Outra história diz que numa atividade de pregação, Jesus, Pedro e João receberam um bode para comer e o preparo ficou sob a responsabilidade de Pedro, que ao retirar o fígado do animal o temperou e comeu. Quando estavam em volta do fogo onde o bode foi assado, Jesus perguntou pelo fígado. Pedro respondeu que bode com pelagem vermelha não tem fígado. Diante da dificuldade para atravessar um incêndio na mata, Pedro foi o último a precisar enfrentar as chamas e do outro lado Jesus perguntou quem comeu o fígado do bode e Pedro mais uma repetiu que bodes de pelo vermelho não têm fígado. Em seguida o obstáculo foi a correnteza de um rio e a situação se repetiu. Por fim, após uma cura milagrosa, Jesus recebeu por insistência do dono da casa um saco de moedas. Ele então dividiu o dinheiro em quatro pilhas. Disse que uma era sua, a outra de João e a terceira de Pedro.

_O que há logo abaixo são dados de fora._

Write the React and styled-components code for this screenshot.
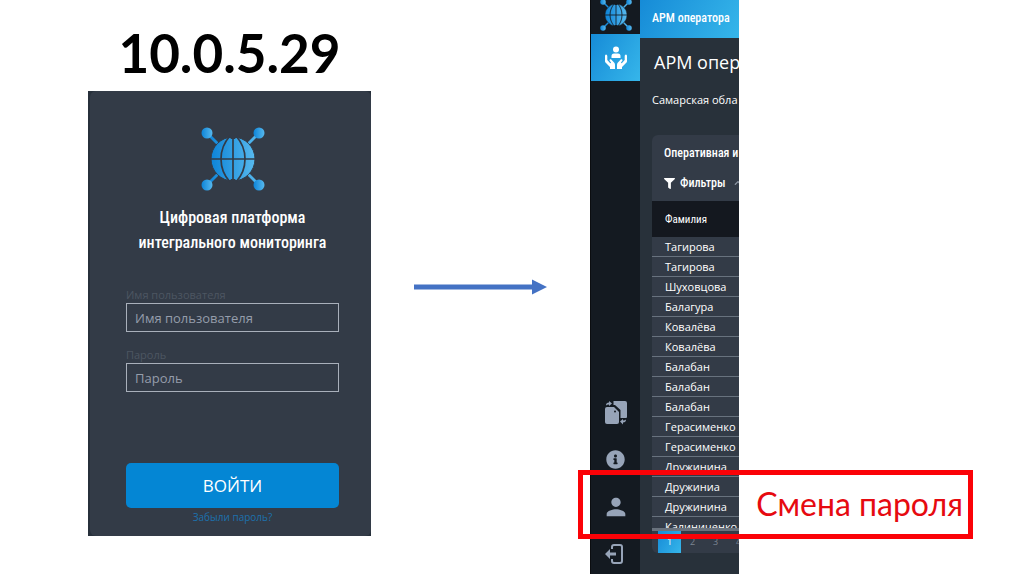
import { FaChevronUp, FaFilter, FaInfoCircle } from 'react-icons/fa';
import { MdPerson } from 'react-icons/md';
import styled, { createGlobalStyle } from 'styled-components';

const surnames = [
    'Тагирова', 'Тагирова', 'Шуховцова', 'Балагура', 'Ковалёва',
    'Ковалёва', 'Балабан', 'Балабан', 'Балабан', 'Герасименко',
    'Герасименко', 'Дружинина', 'Дружиниа', 'Дружинина', 'Калиниченко',
];

const narrow = "'Roboto Condensed', 'Liberation Sans', sans-serif";
const blueGradient = 'linear-gradient(120deg, #168bd7, #36b6ea)';

const GlobalStyle = createGlobalStyle`
    * {
        box-sizing: border-box;
    }

    body {
        margin: 0;
        background: white;
        font-family: 'Open Sans', 'Noto Sans', sans-serif;
    }
`

const Slide = styled.main`
    display: grid;
    grid-template-columns: 283fr 133fr 434fr;
    column-gap: 43px;
    min-height: 100vh;
    padding-left: 88px;
    overflow: hidden;
`

const LoginColumn = styled.section`
    padding-top: 15px;
`

const Address = styled.h1`
    margin: 0 0 1px;
    font: bold 53px/75px Lato, 'Open Sans', sans-serif;
    text-align: center;
    color: black;
`

const LoginFrame = styled.div`
    padding-left: 2px;
    background: #27303b;
`

const LoginCard = styled.form`
    display: flex;
    flex-direction: column;
    padding: 36px 32px 10px 36px;
    background: #333b47;
    border-radius: 6px;
`

const LoginLogo = styled.div`
    height: 64px;
    text-align: center;
`

const LoginTitle = styled.h2`
    margin: 14px 0 32px;
    font: 500 16px/25px ${narrow};
    text-align: center;
    color: white;
`

const Label = styled.label`
    font-size: 11px;
    line-height: 16px;
    color: #4d5662;
`

const Input = styled.input`
    width: 100%;
    height: 29px;
    margin-bottom: 15px;
    padding: 0 8px;
    background: transparent;
    border: 1px solid #a9b0bb;
    border-radius: 0;
    font: 13px/20px 'Open Sans', sans-serif;
    color: white;

    &::placeholder {
        color: #959dab;
        opacity: 1;
    }
`

const LoginButton = styled.button`
    height: 45px;
    margin-top: 56px;
    background: #0486d4;
    border: none;
    border-radius: 5px;
    font: 17px/24px 'Open Sans', sans-serif;
    color: white;
    cursor: pointer;
`

const ForgotLink = styled.a`
    align-self: center;
    font-size: 10px;
    line-height: 18px;
    color: #1c71ad;
    text-decoration: none;
`

const ArrowColumn = styled.div`
    padding-top: 279px;
`

const ArrowImage = styled.svg`
    display: block;
    width: 100%;
`

const Workplace = styled.section`
    position: relative;
`

const Preview = styled.div`
    display: flex;
    width: 149px;
    height: 100vh;
    overflow: hidden;
    background: #28313a;
    color: white;
`

const Sidebar = styled.nav`
    display: flex;
    flex-direction: column;
    flex: 0 0 50px;
    background: #141a21;
    border-left: 1px solid #0b0d10;
`

const SidebarLogo = styled.div`
    display: flex;
    flex: none;
    justify-content: center;
    align-items: flex-end;
    height: 34px;
    padding-bottom: 3px;
`

const SidebarButton = styled.button`
    display: flex;
    flex: none;
    justify-content: center;
    align-items: center;
    width: 100%;
    height: 47px;
    padding: 0;
    background: ${props => props.$active ? blueGradient : 'none'};
    border: none;
    color: ${props => props.$active ? 'white' : '#97a4b8'};
    cursor: pointer;
`

const SidebarBottom = styled.div`
    margin-top: 308px;
`

const Content = styled.div`
    flex: 1;
    min-width: 0;
    white-space: nowrap;
`

const Header = styled.header`
    height: 38px;
    padding-left: 12px;
    background: ${blueGradient};
    font: 500 12px/36px ${narrow};
`

const PageTitle = styled.h2`
    margin: 10px 0 0 14px;
    font-size: 18px;
    font-weight: normal;
    line-height: 28px;
`

const Region = styled.p`
    margin: 16px 0 27px 12px;
    font-size: 11px;
    line-height: 16px;
`

const Panel = styled.div`
    margin-left: 12px;
    background: #333b47;
    border-radius: 6px 0 0 6px;
`

const PanelTitle = styled.h3`
    margin: 0;
    padding: 4px 0 0 12px;
    font: 500 12px/28px ${narrow};
`

const Filters = styled.button`
    display: flex;
    align-items: center;
    gap: 5px;
    height: 34px;
    padding: 0 0 2px 12px;
    background: none;
    border: none;
    font: 500 12px/20px ${narrow};
    color: white;

    svg:last-child {
        margin-left: 4px;
        color: #8b94a1;
    }
`

const TableScroll = styled.div`
    height: 330px;
    overflow: hidden;
    border-bottom: 3px solid #69727d;
`

const Table = styled.table`
    width: 100%;
    border-collapse: separate;
    border-spacing: 0;

    th {
        height: 36px;
        padding: 2px 0 0 13px;
        background: #14181f;
        font: 11px/20px ${narrow};
        text-align: left;
    }

    td {
        height: 20px;
        padding: 0 0 0 13px;
        border-bottom: 1px solid #68727e;
        font-size: 11px;
        font-weight: 500;
        line-height: 19px;
    }
`

const Pagination = styled.div`
    display: flex;
    padding-left: 6px;
`

const PageButton = styled.button`
    flex: 0 0 23px;
    height: 22px;
    padding: 0;
    background: ${props => props.$current ? blueGradient : 'none'};
    border: none;
    font: 9px/16px 'Open Sans', sans-serif;
    color: ${props => props.$current ? 'white' : '#7c8592'};
`

// frame drawn over the preview, around the profile button
const Callout = styled.div`
    position: absolute;
    top: 470px;
    left: -12px;
    width: 395px;
    height: 69px;
    padding-right: 5px;
    border: 5px solid #fb0207;
    font: 32px/58px Lato, 'Open Sans', sans-serif;
    text-align: right;
    color: #e60a10;
`

function Logo({ size, id, gap }) {
    return (
        <svg width={size} height={size} viewBox="0 0 64 64" aria-hidden="true">
            <defs>
                <linearGradient id={id}>
                    <stop offset="0" stopColor="#0d84d8" />
                    <stop offset="1" stopColor="#57b9ee" />
                </linearGradient>
            </defs>
            <g fill={`url(#${id})`}>
                <path d="M5 7 L7 5 L59 57 L57 59 Z" />
                <path d="M57 5 L59 7 L7 59 L5 57 Z" />
                <circle cx="6" cy="6" r="5.5" />
                <circle cx="58" cy="6" r="5.5" />
                <circle cx="6" cy="58" r="5.5" />
                <circle cx="58" cy="58" r="5.5" />
                <circle cx="32" cy="32" r="22" stroke={gap} strokeWidth="1" />
            </g>
            <g fill="none" stroke={gap} strokeWidth="1.7">
                <path d="M32 9 V55 M9 32 H55" />
                <path d="M29 9 C17 22 17 42 29 55 M35 9 C47 22 47 42 35 55" />
            </g>
            <path d="M28 9 H36 L34 12 H30 Z M28 55 H36 L34 52 H30 Z" fill={gap} />
        </svg>
    );
}

function HandsIcon() {
    return (
        <svg width="24" height="24" viewBox="0 0 24 24" fill="currentColor" aria-hidden="true">
            <circle cx="12" cy="3.500" r="3" />
            <path d="M7.500 12 V10 Q7.500 7.500 10 7.500 H14 Q16.500 7.500 16.500 10 V12 Z" />
            <path d="M1 10 Q1 8.500 2 8.500 Q3.300 8.500 3.300 10 V14 L6 17 Q7 17.500 7 16.500 L5.500 14.500 Q5.500 13 7 13.300 L10.500 17 Q11 18 11 19 V23 H6 V21 L1.500 16.500 Q1 16 1 15 Z" />
            <path d="M23 10 Q23 8.500 22 8.500 Q20.700 8.500 20.700 10 V14 L18 17 Q17 17.500 17 16.500 L18.500 14.500 Q18.500 13 17 13.300 L13.500 17 Q13 18 13 19 V23 H18 V21 L22.500 16.500 Q23 16 23 15 Z" />
        </svg>
    );
}

function FilesIcon() {
    return (
        <svg width="24" height="26" viewBox="0 0 24 26" fill="currentColor" aria-hidden="true">
            <path d="M9.500 1 H21 Q23 1 23 3 V17 Q23 18 22 18 H16.500 V10 L11 5 H9.500 Z" />
            <path d="M1 9 Q1 7 3 7 H10 L15 12 V22 Q15 24 13 24 H3 Q1 24 1 22 Z" />
            <path d="M2 5.500 Q2 2.500 5 2.500 V1 L8 3.500 L5 6 V4.500 Q3 4.500 2 5.500 Z" />
            <path d="M22 19.500 Q22 22.500 19 22.500 V24.500 L16 21.500 L19 19 V20.500 Q21 20.500 22 19.500 Z" />
            <circle cx="11" cy="11.500" r="1" fill="#141a21" />
        </svg>
    );
}

function ExitIcon() {
    return (
        <svg width="24" height="22" viewBox="0 0 24 22" aria-hidden="true">
            <path d="M8 6 V4 Q8 2 10 2 H16 Q18 2 18 4 V18 Q18 20 16 20 H10 Q8 20 8 18 V16" fill="none" stroke="currentColor" strokeWidth="2" />
            <path d="M1 11 L6 6 V9.500 H12 V12.500 H6 V16 Z" fill="currentColor" />
        </svg>
    );
}

function App() {
    return (
        <>
            <GlobalStyle />
            <Slide>
                <LoginColumn>
                    <Address>10.0.5.29</Address>
                    <LoginFrame>
                        <LoginCard onSubmit={e => e.preventDefault()}>
                            <LoginLogo><Logo id="loginLogo" size={64} gap="#333b47" /></LoginLogo>
                            <LoginTitle>Цифровая платформа<br />интегрального мониторинга</LoginTitle>
                            <Label htmlFor="user">Имя пользователя</Label>
                            <Input id="user" placeholder="Имя пользователя" />
                            <Label htmlFor="password">Пароль</Label>
                            <Input id="password" type="password" placeholder="Пароль" />
                            <LoginButton>ВОЙТИ</LoginButton>
                            <ForgotLink href="#">Забыли пароль?</ForgotLink>
                        </LoginCard>
                    </LoginFrame>
                </LoginColumn>
                <ArrowColumn>
                    <ArrowImage viewBox="0 0 133 16" aria-hidden="true">
                        <path d="M0 5.500 H118 V0.500 L133 8 L118 15.500 V10.500 H0 Z" fill="#4472c4" />
                    </ArrowImage>
                </ArrowColumn>
                <Workplace>
                    <Preview>
                        <Sidebar>
                            <SidebarLogo><Logo id="sideLogo" size={32} gap="#141a21" /></SidebarLogo>
                            <SidebarButton $active aria-label="АРМ оператора"><HandsIcon /></SidebarButton>
                            <SidebarBottom>
                                <SidebarButton aria-label="Документы"><FilesIcon /></SidebarButton>
                                <SidebarButton aria-label="Информация"><FaInfoCircle size={19} /></SidebarButton>
                                <SidebarButton aria-label="Профиль"><MdPerson size={28} /></SidebarButton>
                                <SidebarButton aria-label="Выход"><ExitIcon /></SidebarButton>
                            </SidebarBottom>
                        </Sidebar>
                        <Content>
                            <Header>АРМ оператора</Header>
                            <PageTitle>АРМ опер</PageTitle>
                            <Region>Самарская обла</Region>
                            <Panel>
                                <PanelTitle>Оперативная и</PanelTitle>
                                <Filters><FaFilter size={11} /> Фильтры <FaChevronUp size={8} /></Filters>
                                <TableScroll>
                                    <Table>
                                        <thead>
                                            <tr><th>Фамилия</th></tr>
                                        </thead>
                                        <tbody>
                                            {surnames.map((name, i) => (
                                                <tr key={i}><td>{name}</td></tr>
                                            ))}
                                        </tbody>
                                    </Table>
                                </TableScroll>
                                <Pagination>
                                    {[1, 2, 3, 4].map(n => (
                                        <PageButton key={n} $current={n === 1}>{n}</PageButton>
                                    ))}
                                </Pagination>
                            </Panel>
                        </Content>
                    </Preview>
                    <Callout>Смена пароля</Callout>
                </Workplace>
            </Slide>
        </>
    );
}

export default App;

-E de quem é a quarta?, perguntou Pedro. Jesus respondeu: -Para quem comeu o fígado do bode. Pedro então disse: -Fui eu, senhor, fui eu. Jesus aproveitou para mostrar a Pedro o quanto a ambição por dinheiro é capaz de fazer.
A devoção popular mais uma vez conseguiu traduzir os ensinamentos dos teólogos. Mesmo pessoas tão especiais na história do cristianismo, como Pedro e Paulo, mantiveram as suas fraquezas humanas. Isso ensina que deve haver um esforço diário para compreender que não se está imune ao erro.